My Dad’s Masala Chips are famous in our family; Our midnight feast of choice. He throws them together at lightning speed, making it difficult to get a glimpse into what he actually puts in the sauce. When I first asked him for his recipe he sent me a list of about 10 different ingredients, all jumbled up with no measurements. This is what I like to call a ‘dad recipe’. It’s also probably why his masala chips are so goddamn delicious. Well, this is a monumental moment, guys. He made it while mum recorded the recipe – dream team!
We finally have a real recipe with his measurements so you can get your masala chips fix at home.
Enjoy them with these ultimate veggie burgers.

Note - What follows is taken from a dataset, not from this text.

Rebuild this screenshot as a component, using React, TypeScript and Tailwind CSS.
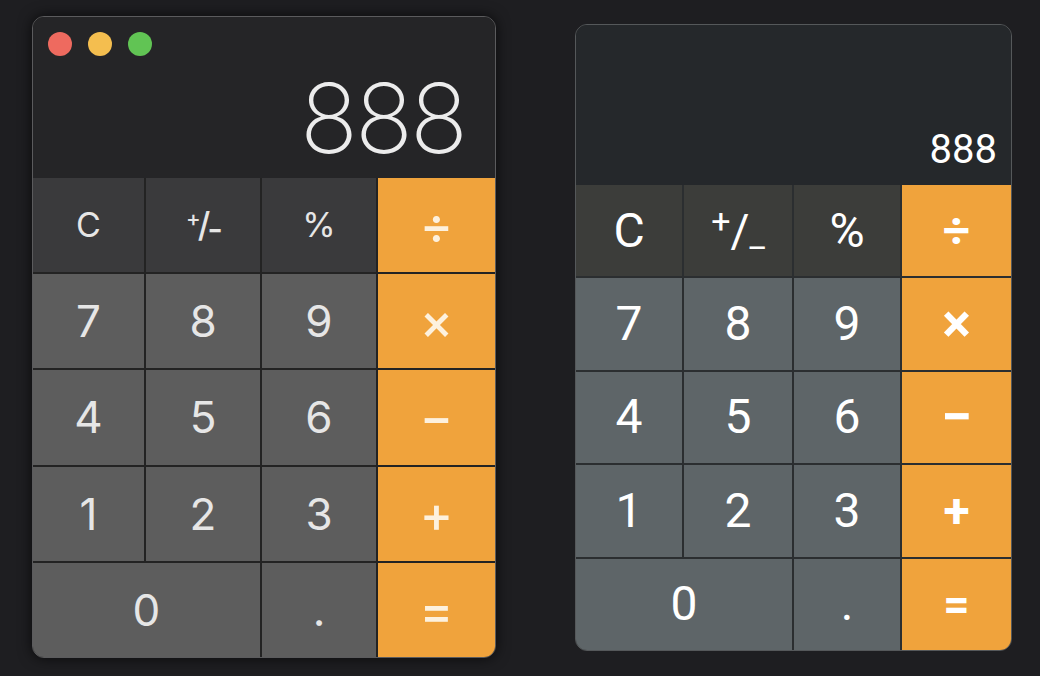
import React from "react";

const inter = { fontFamily: '"Inter", "Liberation Sans", sans-serif' } as const;
const roboto = { fontFamily: 'Roboto, "Liberation Sans", sans-serif' } as const;

function LeftKey({
  children,
  kind,
  wide,
}: {
  children: React.ReactNode;
  kind: "fn" | "num" | "op";
  wide?: boolean;
}) {
  const bg =
    kind === "fn"
      ? "bg-[#3a3a3c] text-[34px] font-normal"
      : kind === "num"
        ? "bg-[#5d5d5d] text-[44px] font-normal"
        : "bg-[#f0a33c] text-[#fdf1de] text-[50px] font-medium";
  return (
    <div className={`flex items-center justify-center leading-none ${bg} ${wide ? "col-span-2" : ""}`}>
      {children}
    </div>
  );
}

function RightKey({
  children,
  kind,
  wide,
}: {
  children: React.ReactNode;
  kind: "fn" | "num" | "op";
  wide?: boolean;
}) {
  const bg = kind === "fn" ? "bg-[#3c3d3a]" : kind === "num" ? "bg-[#5e6568]" : "bg-[#f0a33c] font-bold";
  return (
    <div
      className={`flex items-center justify-center leading-none text-[48px] text-white ${bg} ${wide ? "col-span-2" : ""}`}
    >
      {children}
    </div>
  );
}

function LeftCalc() {
  return (
    <div
      className="mt-[16px] w-[464px] h-[642px] flex flex-col rounded-[12px] overflow-hidden border border-[#5b5b5d] bg-[#232323] shadow-[0_0_14px_rgba(0,0,0,0.7)] text-[#e6e6e6]"
      style={inter}
    >
      <div className="h-[161px] bg-[#252527] flex flex-col">
        <div className="flex gap-[16px] pl-[15px] pt-[15px]">
          <div className="w-[24px] h-[24px] rounded-full bg-[#ee6a5f]" />
          <div className="w-[24px] h-[24px] rounded-full bg-[#f4be4f]" />
          <div className="w-[24px] h-[24px] rounded-full bg-[#61c454]" />
        </div>
        <div className="flex-1" />
        <div className="flex justify-end pr-[30px] pb-[12px] text-[96px] leading-none font-extralight tracking-[-3px] text-[#ececec]">
          888
        </div>
      </div>
      <div className="flex-1 grid grid-cols-[111px_114px_114px_1fr] grid-rows-5 gap-[2px]">
        <LeftKey kind="fn">C</LeftKey>
        <LeftKey kind="fn">
          <span className="flex items-center text-[34px] font-medium tracking-[-3px]">
            <span className="text-[22px] -translate-y-[7px]">+</span>
            <span>/</span>
            <span className="translate-y-[4px]">-</span>
          </span>
        </LeftKey>
        <LeftKey kind="fn">%</LeftKey>
        <LeftKey kind="op">÷</LeftKey>
        <LeftKey kind="num">7</LeftKey>
        <LeftKey kind="num">8</LeftKey>
        <LeftKey kind="num">9</LeftKey>
        <LeftKey kind="op">×</LeftKey>
        <LeftKey kind="num">4</LeftKey>
        <LeftKey kind="num">5</LeftKey>
        <LeftKey kind="num">6</LeftKey>
        <LeftKey kind="op">−</LeftKey>
        <LeftKey kind="num">1</LeftKey>
        <LeftKey kind="num">2</LeftKey>
        <LeftKey kind="num">3</LeftKey>
        <LeftKey kind="op">+</LeftKey>
        <LeftKey kind="num" wide>
          0
        </LeftKey>
        <LeftKey kind="num">.</LeftKey>
        <LeftKey kind="op">=</LeftKey>
      </div>
    </div>
  );
}

function RightCalc() {
  return (
    <div
      className="mt-[24px] w-[437px] h-[627px] flex flex-col rounded-[12px] overflow-hidden border-[1.5px] border-[#55585a] bg-[#2b2e30]"
      style={roboto}
    >
      <div className="h-[160px] bg-[#25282b] flex flex-col justify-end">
        <div className="flex justify-end pr-[14px] pb-[15px] text-[40px] leading-none text-white">888</div>
      </div>
      <div className="flex-1 grid grid-cols-[106px_108px_106px_1fr] grid-rows-5 gap-[2px]">
        <RightKey kind="fn">C</RightKey>
        <RightKey kind="fn">
          <span className="flex items-center">
            <span className="text-[34px] -translate-y-[10px]">+</span>
            <span className="text-[46px]">/</span>
            <span className="text-[34px] translate-y-[4px]">_</span>
          </span>
        </RightKey>
        <RightKey kind="fn">%</RightKey>
        <RightKey kind="op">
          <span className="text-[48px]">÷</span>
        </RightKey>
        <RightKey kind="num">7</RightKey>
        <RightKey kind="num">8</RightKey>
        <RightKey kind="num">9</RightKey>
        <RightKey kind="op">
          <span className="text-[54px]">×</span>
        </RightKey>
        <RightKey kind="num">4</RightKey>
        <RightKey kind="num">5</RightKey>
        <RightKey kind="num">6</RightKey>
        <RightKey kind="op">
          <span className="text-[56px]">−</span>
        </RightKey>
        <RightKey kind="num">1</RightKey>
        <RightKey kind="num">2</RightKey>
        <RightKey kind="num">3</RightKey>
        <RightKey kind="op">
          <span className="text-[48px]">+</span>
        </RightKey>
        <RightKey kind="num" wide>
          0
        </RightKey>
        <RightKey kind="num">.</RightKey>
        <RightKey kind="op">
          <span className="text-[46px]">=</span>
        </RightKey>
      </div>
    </div>
  );
}

export default function App() {
  return (
    <div className="w-[1040px] h-[676px] bg-[#1e1e21] flex items-start pl-[32px] gap-[79px] overflow-hidden">
      <LeftCalc />
      <RightCalc />
    </div>
  );
}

Kenyan Sweet Potato Veggie Burgers and My Pa’s Masala Chips
Makes 6 big burgers or 8 smaller ones and enough chips to feed 6
For the burger patties:
1kg whole sweet potatoes, skin on and baked until soft
250g kidney beans, cooked
2 spring onions, chopped finely
2 chillies, chopped finely
1 tsp paprika
2 tsp ground cumin
1 tsp ground cinnamon
Juice ½ lemon
1 vegetable stock cube, crumbled
3 tsp salt
3 tbsp instant mashed potato powder
100g crushed cassava crisps or potato crisps
To assemble the burgers:
6 burger buns, sliced in half
Red onion, thinly sliced
Mozzarella or Cheddar cheese slices (or both)
Sour cream with chives
For my Dad’s Masala Chips:
1.2kg waxy potatoes, such as King Edward
2L sunflower oil, for deep frying
1 tbsp tamarind paste
1 tsp asafoetida
1 clove garlic, crushed
1 tsp chilli powder
2 tsp ground cumin
1 tsp ground coriander
1 tsp ground black pepper
3 tsp sugar
1 tsp salt
Chopped coriander, to garnish
1. Slice the sweet potatoes in half and scoop out the flesh. Place all the ingredients for the burger patties (except the cassava crisps) in a large saucepan and use a potato masher to mash them together. Cook on a low heat, mixing often until it comes together and starts to hold its’ shape. Set aside to cool.

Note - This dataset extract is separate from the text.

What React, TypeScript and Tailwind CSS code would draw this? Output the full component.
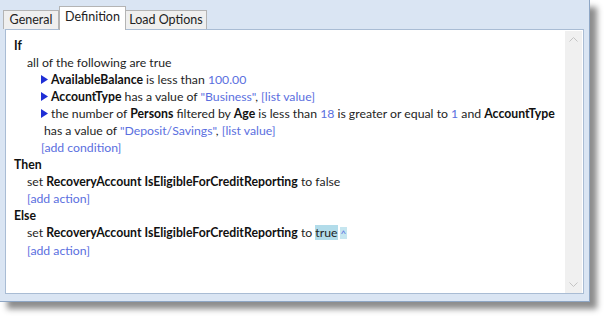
import React from "react";

const Tri = () => (
  <svg width="7" height="9" viewBox="0 0 7 9" className="mr-[3px] inline-block shrink-0">
    <polygon points="0,0 7,4.5 0,9" fill="#1f2fd6" />
  </svg>
);

const B = ({ children }: { children: React.ReactNode }) => (
  <span className="font-bold text-[#111]">{children}</span>
);
const L = ({ children }: { children: React.ReactNode }) => (
  <span className="text-[#5b6fe0]">{children}</span>
);

export default function App() {
  return (
    <div className="w-[606px] h-[317px] bg-white relative" style={{ fontFamily: 'Lato, "Noto Sans", sans-serif' }}>
      <div className="w-[590px] h-[302px] bg-[#dae5f3] border-r border-b border-[#8ea6c4] shadow-[7px_7px_6px_rgba(0,0,0,0.45)] flex flex-col">
        {/* tabs */}
        <div className="flex items-end pl-[3px] pt-[5px] h-[29px] text-[12.5px] text-[#222]">
          <div className="h-[19px] w-[56px] justify-center flex items-center bg-[#efefef] border border-[#b4b4b4] border-b-0">General</div>
          <div className="h-[24px] w-[67px] justify-center flex items-center bg-white border border-[#b4b4b4] border-b-0 -mb-px relative z-10 pb-[3px]">Definition</div>
          <div className="h-[19px] w-[81px] justify-center flex items-center bg-[#efefef] border border-[#b4b4b4] border-b-0 border-l-0">Load Options</div>
        </div>
        <div className="mx-[5px] h-[265px] bg-white border border-[#a9bcd4] flex">
          <div className="flex-1 pl-[8px] pt-[7px] text-[12.25px] leading-[17px] text-[#1e1e1e] whitespace-nowrap">
            <div className="font-bold text-[#111]">If</div>
            <div className="pl-[13px]">all of the following are true</div>
            <div className="pl-[27px] flex items-center"><Tri /><span><B>AvailableBalance</B> is less than <L>100.00</L></span></div>
            <div className="pl-[27px] flex items-center"><Tri /><span><B>AccountType</B> has a value of <L>"Business"</L>, <L>[list value]</L></span></div>
            <div className="pl-[27px] flex items-center"><Tri /><span>the number of <B>Persons</B> filtered by <B>Age</B> is less than <L>18</L> is greater or equal to <L>1</L> and <B>AccountType</B></span></div>
            <div className="pl-[30px]">has a value of <L>"Deposit/Savings"</L>, <L>[list value]</L></div>
            <div className="pl-[27px]"><L>[add condition]</L></div>
            <div className="font-bold text-[#111]">Then</div>
            <div className="pl-[13px]">set <B>RecoveryAccount IsEligibleForCreditReporting</B> to false</div>
            <div className="pl-[13px]"><L>[add action]</L></div>
            <div className="font-bold text-[#111]">Else</div>
            <div className="pl-[13px]">set <B>RecoveryAccount IsEligibleForCreditReporting</B> to <span className="bg-[#b2dcea]">true</span><span className="bg-[#c6e6f0] text-[#5b6fe0] ml-[2px] px-[1px] text-[10px]">^</span></div>
            <div className="pl-[13px]"><L>[add action]</L></div>
          </div>
          <div className="w-[17px] mt-px mr-px bg-[#f0f0f0] flex flex-col justify-between items-center py-[6px]">
            <svg width="9" height="5" viewBox="0 0 9 5"><polyline points="0.5,4.5 4.5,0.5 8.5,4.5" fill="none" stroke="#c4c4c4" strokeWidth="1" /></svg>
            <svg width="9" height="5" viewBox="0 0 9 5"><polyline points="0.5,0.5 4.5,4.5 8.5,0.5" fill="none" stroke="#c4c4c4" strokeWidth="1" /></svg>
          </div>
        </div>
      </div>
    </div>
  );
}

2. Cut the potatoes for the chips into fry-sized pieces. Place them into a pan of cold water and refrigerate.
3. To make the sauce for the masala chips, heat a teaspoon of oil in a pan. Add the crushed garlic and asafoetida. Sauté for a moment and then add the rest of the ingredients. Simmer on a low heat for 30 minutes until reduced by half. Set aside to cool.
4. Pre-heat the oven to 200C.
5. The burger patty mixture is cool enough to handle, divide it into six large burgers or 8 smaller ones. Use your hands to shape them into patties before rolling into the crushed cassava chips. Place the burgers on a flat baking tray. Bake in the oven for 30 minutes, placing cheese slices over the top at the 25 minute mark, and returning to the oven to melt. You could also cook them on the barbecue.

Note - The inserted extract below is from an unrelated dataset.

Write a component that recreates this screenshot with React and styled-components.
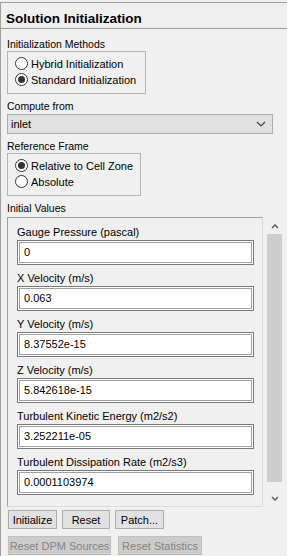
import React from 'react';
import styled, { createGlobalStyle } from 'styled-components';

const Global = createGlobalStyle`
  html, body {
    margin: 0;
    padding: 0;
    background: #f0f0f0;
  }
  body {
    font-family: 'Liberation Sans', Arial, sans-serif;
    font-size: 10.5px;
    color: #000;
  }
`;

const fields = [
  { label: 'Gauge Pressure (pascal)', value: '0' },
  { label: 'X Velocity (m/s)', value: '0.063' },
  { label: 'Y Velocity (m/s)', value: '8.37552e-15' },
  { label: 'Z Velocity (m/s)', value: '5.842618e-15' },
  { label: 'Turbulent Kinetic Energy (m2/s2)', value: '3.252211e-05' },
  { label: 'Turbulent Dissipation Rate (m2/s3)', value: '0.0001103974' },
];

const Radio = ({ checked, label }) => (
  <RadioRow>
    <RadioDot checked={checked} />
    <span>{label}</span>
  </RadioRow>
);

const App = () => {
  return (
    <>
      <Global />
      <Panel>
        <Title>Solution Initialization</Title>
        <Body>
          <Label>Initialization Methods</Label>
          <Group width={139} height={43}>
            <Radio label='Hybrid  Initialization' />
            <Radio checked label='Standard Initialization' />
          </Group>

          <Label top={6}>Compute from</Label>
          <Select>
            <span>inlet</span>
            <svg width='10' height='6' viewBox='0 0 10 6'>
              <path d='M1 1 L5 5 L9 1' fill='none' stroke='#444' strokeWidth='1.2' />
            </svg>
          </Select>

          <Label top={6}>Reference Frame</Label>
          <Group width={134} height={43}>
            <Radio checked label='Relative to Cell Zone' />
            <Radio label='Absolute' />
          </Group>

          <Label top={6}>Initial Values</Label>
          <ScrollArea>
            <ValuesBox>
              {fields.map((f) => (
                <Field key={f.label}>
                  <FieldLabel>{f.label}</FieldLabel>
                  <Input>{f.value}</Input>
                </Field>
              ))}
            </ValuesBox>
            <Scrollbar>
              <Arrow>
                <svg width='8' height='5' viewBox='0 0 8 5'>
                  <path d='M1 4 L4 1 L7 4' fill='none' stroke='#555' strokeWidth='1.3' />
                </svg>
              </Arrow>
              <Thumb />
              <Arrow>
                <svg width='8' height='5' viewBox='0 0 8 5'>
                  <path d='M1 1 L4 4 L7 1' fill='none' stroke='#555' strokeWidth='1.3' />
                </svg>
              </Arrow>
            </Scrollbar>
          </ScrollArea>

          <Buttons>
            <Button width={49}>Initialize</Button>
            <Button width={48}>Reset</Button>
            <Button width={49}>Patch...</Button>
          </Buttons>
          <Buttons gap={7}>
            <Button disabled width={103}>Reset DPM Sources</Button>
            <Button disabled width={84}>Reset Statistics</Button>
          </Buttons>
        </Body>
      </Panel>
    </>
  );
};

const Panel = styled.div`
  margin-top: 2px;
  height: 554px;
  border-top: 1px solid #a0a0a0;
  border-left: 1px solid #a0a0a0;
  box-sizing: border-box;
`;

const Title = styled.div`
  height: 26px;
  box-sizing: border-box;
  padding: 8px 0 0 5px;
  font-weight: bold;
  font-size: 13.5px;
  line-height: 15px;
  border-bottom: 1px solid #a0a0a0;
`;

const Body = styled.div`
  padding: 0 0 0 6px;
  display: flex;
  flex-direction: column;
`;

const Label = styled.div`
  margin-top: ${(p) => p.top ?? 9}px;
  height: 13px;
  line-height: 13px;
`;

const Group = styled.div`
  width: ${(p) => p.width}px;
  height: ${(p) => p.height}px;
  box-sizing: border-box;
  border: 1px solid #b4b4b4;
  padding: 5px 0 0 7px;
  display: flex;
  flex-direction: column;
  gap: 3px;
`;

const RadioRow = styled.div`
  display: flex;
  align-items: center;
  gap: 3px;
  height: 13px;
  font-size: 11px;
`;

const RadioDot = styled.span`
  width: 11px;
  height: 11px;
  border-radius: 50%;
  border: 1px solid #333;
  background: #fff;
  position: relative;
  flex: none;
  &::after {
    content: '';
    display: ${(p) => (p.checked ? 'block' : 'none')};
    position: absolute;
    left: 2px;
    top: 2px;
    width: 7px;
    height: 7px;
    border-radius: 50%;
    background: #333;
  }
`;

const Select = styled.div`
  margin-top: 1px;
  width: 266px;
  height: 20px;
  box-sizing: border-box;
  background: #e1e1e1;
  border: 1px solid #adadad;
  display: flex;
  align-items: center;
  justify-content: space-between;
  padding: 0 6px 0 3px;
  font-size: 11px;
`;

const ScrollArea = styled.div`
  margin-top: 2px;
  display: flex;
  gap: 3px;
  height: 290px;
`;

const ValuesBox = styled.div`
  width: 256px;
  box-sizing: border-box;
  border: 1px solid #a0a0a0;
  border-right-color: #dcdcdc;
  border-bottom-color: #dcdcdc;
  padding: 8px 0 0 9px;
  display: flex;
  flex-direction: column;
  gap: 7px;
`;

const Field = styled.div`
  display: flex;
  flex-direction: column;
  gap: 1px;
`;

const FieldLabel = styled.div`
  height: 13px;
  line-height: 13px;
  font-size: 11px;
`;

const Input = styled.div`
  width: 237px;
  height: 25px;
  box-sizing: border-box;
  border: 1px solid #7a7a7a;
  box-shadow: inset 0 0 0 1px #fff, inset 0 0 0 2px #a0a0a0;
  background: #fff;
  padding: 0 6px;
  line-height: 23px;
  font-size: 11px;
`;

const Scrollbar = styled.div`
  margin-top: 3px;
  width: 17px;
  height: 285px;
  display: flex;
  flex-direction: column;
  background: #f0f0f0;
`;

const Arrow = styled.div`
  height: 13px;
  display: flex;
  align-items: center;
  justify-content: center;
`;

const Thumb = styled.div`
  flex: 1;
  margin: 1px 1px 10px;
  background: #cdcdcd;
`;

const Buttons = styled.div`
  display: flex;
  gap: ${(p) => p.gap ?? 5}px;
  margin-top: ${(p) => (p.gap ? 7 : 3)}px;
  padding-left: 1px;
`;

const Button = styled.div`
  width: ${(p) => p.width}px;
  height: 19px;
  box-sizing: border-box;
  border: 1px solid ${(p) => (p.disabled ? '#bfbfbf' : '#adadad')};
  background: ${(p) => (p.disabled ? '#cccccc' : '#e1e1e1')};
  color: ${(p) => (p.disabled ? '#838383' : '#000')};
  font-size: 11px;
  display: flex;
  align-items: center;
  justify-content: center;
`;

export default App;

6. In a deep pan, heat the sunflower oil to 180C. Deep fry the chips until golden all over. Drain on a plate lined with kitchen paper. Place the chips in a bowl and add the masala chip sauce. Toss gently, taking care not to break them. Transfer to a serving bowl and garnish with chopped coriander.
7. Toast the burger buns on a griddle.
8. Load up the burgers with sour cream, the cheese-topped Kenyan-style burger patties, salad leaves, sliced onions, tomatoes, pickles and whatever else your heart desires. Serve with masala chips.